Data lines.
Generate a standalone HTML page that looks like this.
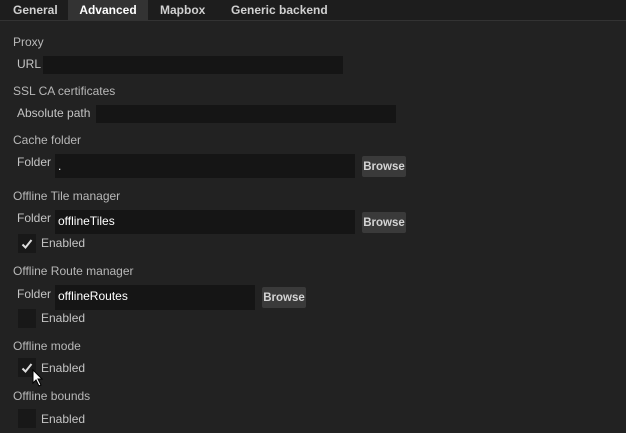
<!DOCTYPE html>
<html><head><style>
*{margin:0;padding:0;box-sizing:border-box}
body{width:626px;height:433px;background:#222;font-family:"Liberation Sans",sans-serif;font-size:12px;color:#c4c4c4;position:relative;overflow:hidden}
.a{position:absolute;white-space:nowrap;line-height:14px}
.tabs{position:absolute;left:0;top:0;width:626px;height:21px;background:#1d1d1d;border-bottom:1px solid #333}
.t{position:absolute;top:0;height:21px;line-height:21px;font-weight:bold;color:#d0d0d0;font-size:12px}
.in{position:absolute;background:#151515}
.btn{position:absolute;background:#3a3a3a;border-radius:2px;color:#d4d4d4;font-weight:bold;font-size:11.5px;text-align:center;line-height:23px;width:44px;height:21px}
.cb{position:absolute;left:18px;width:18px;height:19px;background:#181818}
.lab{color:#b8b8b8}
.v{color:#fff}
</style></head><body>
<div class="tabs">
<div class="t" style="left:13px">General</div>
<div class="t" style="left:68px;width:80px;background:#333;text-align:center;color:#fff">Advanced</div>
<div class="t" style="left:160px">Mapbox</div>
<div class="t" style="left:231px">Generic backend</div>
</div>

<div class="a lab" style="left:13px;top:35px">Proxy</div>
<div class="a" style="left:17px;top:57px">URL</div>
<div class="in" style="left:43px;top:56px;width:300px;height:18px"></div>

<div class="a lab" style="left:13px;top:84px">SSL CA certificates</div>
<div class="a" style="left:17px;top:106px">Absolute path</div>
<div class="in" style="left:96px;top:105px;width:300px;height:18px"></div>

<div class="a lab" style="left:13px;top:133px">Cache folder</div>
<div class="a" style="left:17px;top:155px">Folder</div>
<div class="in" style="left:55px;top:154px;width:300px;height:24px"></div>
<div class="a v" style="left:58px;top:159px">.</div>
<div class="btn" style="left:362px;top:156px">Browse</div>

<div class="a lab" style="left:13px;top:189px">Offline Tile manager</div>
<div class="a" style="left:17px;top:211px">Folder</div>
<div class="in" style="left:55px;top:210px;width:300px;height:24px"></div>
<div class="a v" style="left:58px;top:214px">offlineTiles</div>
<div class="btn" style="left:362px;top:212px">Browse</div>
<div class="cb" style="top:234px"></div>
<svg style="position:absolute;left:21px;top:238px" width="12" height="12"><path d="M1.5 6.5 L4.5 9.5 L10.5 2" fill="none" stroke="#ddd" stroke-width="2"/></svg>
<div class="a" style="left:41px;top:236px">Enabled</div>

<div class="a lab" style="left:13px;top:264px">Offline Route manager</div>
<div class="a" style="left:17px;top:287px">Folder</div>
<div class="in" style="left:55px;top:285px;width:200px;height:25px"></div>
<div class="a v" style="left:58px;top:289px">offlineRoutes</div>
<div class="btn" style="left:262px;top:287px">Browse</div>
<div class="cb" style="top:309px"></div>
<div class="a" style="left:41px;top:311px">Enabled</div>

<div class="a lab" style="left:13px;top:339px">Offline mode</div>
<div class="cb" style="top:358px"></div>
<svg style="position:absolute;left:21px;top:362px" width="12" height="12"><path d="M1.5 6.5 L4.5 9.5 L10.5 2" fill="none" stroke="#ddd" stroke-width="2"/></svg>
<div class="a" style="left:41px;top:361px">Enabled</div>
<svg style="position:absolute;left:32px;top:369px" width="12" height="18"><path d="M1 1 L1 14 L4 11 L7 17 L9 16 L6 10 L10 10 Z" fill="#fff" stroke="#000" stroke-width="1"/></svg>

<div class="a lab" style="left:13px;top:389px">Offline bounds</div>
<div class="cb" style="top:409px"></div>
<div class="a" style="left:41px;top:412px">Enabled</div>
</body></html>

Exercise aim.
Retype the data above exactly; pictures are not part of the copy.

Exercise answer.
Generate a standalone HTML page that looks like this.
<!DOCTYPE html>
<html><head><style>
*{margin:0;padding:0;box-sizing:border-box}
body{width:626px;height:433px;background:#222;font-family:"Liberation Sans",sans-serif;font-size:12px;color:#c4c4c4;position:relative;overflow:hidden}
.a{position:absolute;white-space:nowrap;line-height:14px}
.tabs{position:absolute;left:0;top:0;width:626px;height:21px;background:#1d1d1d;border-bottom:1px solid #333}
.t{position:absolute;top:0;height:21px;line-height:21px;font-weight:bold;color:#d0d0d0;font-size:12px}
.in{position:absolute;background:#151515}
.btn{position:absolute;background:#3a3a3a;border-radius:2px;color:#d4d4d4;font-weight:bold;font-size:11.5px;text-align:center;line-height:23px;width:44px;height:21px}
.cb{position:absolute;left:18px;width:18px;height:19px;background:#181818}
.lab{color:#b8b8b8}
.v{color:#fff}
</style></head><body>
<div class="tabs">
<div class="t" style="left:13px">General</div>
<div class="t" style="left:68px;width:80px;background:#333;text-align:center;color:#fff">Advanced</div>
<div class="t" style="left:160px">Mapbox</div>
<div class="t" style="left:231px">Generic backend</div>
</div>

<div class="a lab" style="left:13px;top:35px">Proxy</div>
<div class="a" style="left:17px;top:57px">URL</div>
<div class="in" style="left:43px;top:56px;width:300px;height:18px"></div>

<div class="a lab" style="left:13px;top:84px">SSL CA certificates</div>
<div class="a" style="left:17px;top:106px">Absolute path</div>
<div class="in" style="left:96px;top:105px;width:300px;height:18px"></div>

<div class="a lab" style="left:13px;top:133px">Cache folder</div>
<div class="a" style="left:17px;top:155px">Folder</div>
<div class="in" style="left:55px;top:154px;width:300px;height:24px"></div>
<div class="a v" style="left:58px;top:159px">.</div>
<div class="btn" style="left:362px;top:156px">Browse</div>

<div class="a lab" style="left:13px;top:189px">Offline Tile manager</div>
<div class="a" style="left:17px;top:211px">Folder</div>
<div class="in" style="left:55px;top:210px;width:300px;height:24px"></div>
<div class="a v" style="left:58px;top:214px">offlineTiles</div>
<div class="btn" style="left:362px;top:212px">Browse</div>
<div class="cb" style="top:234px"></div>
<svg style="position:absolute;left:21px;top:238px" width="12" height="12"><path d="M1.5 6.5 L4.5 9.5 L10.5 2" fill="none" stroke="#ddd" stroke-width="2"/></svg>
<div class="a" style="left:41px;top:236px">Enabled</div>

<div class="a lab" style="left:13px;top:264px">Offline Route manager</div>
<div class="a" style="left:17px;top:287px">Folder</div>
<div class="in" style="left:55px;top:285px;width:200px;height:25px"></div>
<div class="a v" style="left:58px;top:289px">offlineRoutes</div>
<div class="btn" style="left:262px;top:287px">Browse</div>
<div class="cb" style="top:309px"></div>
<div class="a" style="left:41px;top:311px">Enabled</div>

<div class="a lab" style="left:13px;top:339px">Offline mode</div>
<div class="cb" style="top:358px"></div>
<svg style="position:absolute;left:21px;top:362px" width="12" height="12"><path d="M1.5 6.5 L4.5 9.5 L10.5 2" fill="none" stroke="#ddd" stroke-width="2"/></svg>
<div class="a" style="left:41px;top:361px">Enabled</div>
<svg style="position:absolute;left:32px;top:369px" width="12" height="18"><path d="M1 1 L1 14 L4 11 L7 17 L9 16 L6 10 L10 10 Z" fill="#fff" stroke="#000" stroke-width="1"/></svg>

<div class="a lab" style="left:13px;top:389px">Offline bounds</div>
<div class="cb" style="top:409px"></div>
<div class="a" style="left:41px;top:412px">Enabled</div>
</body></html>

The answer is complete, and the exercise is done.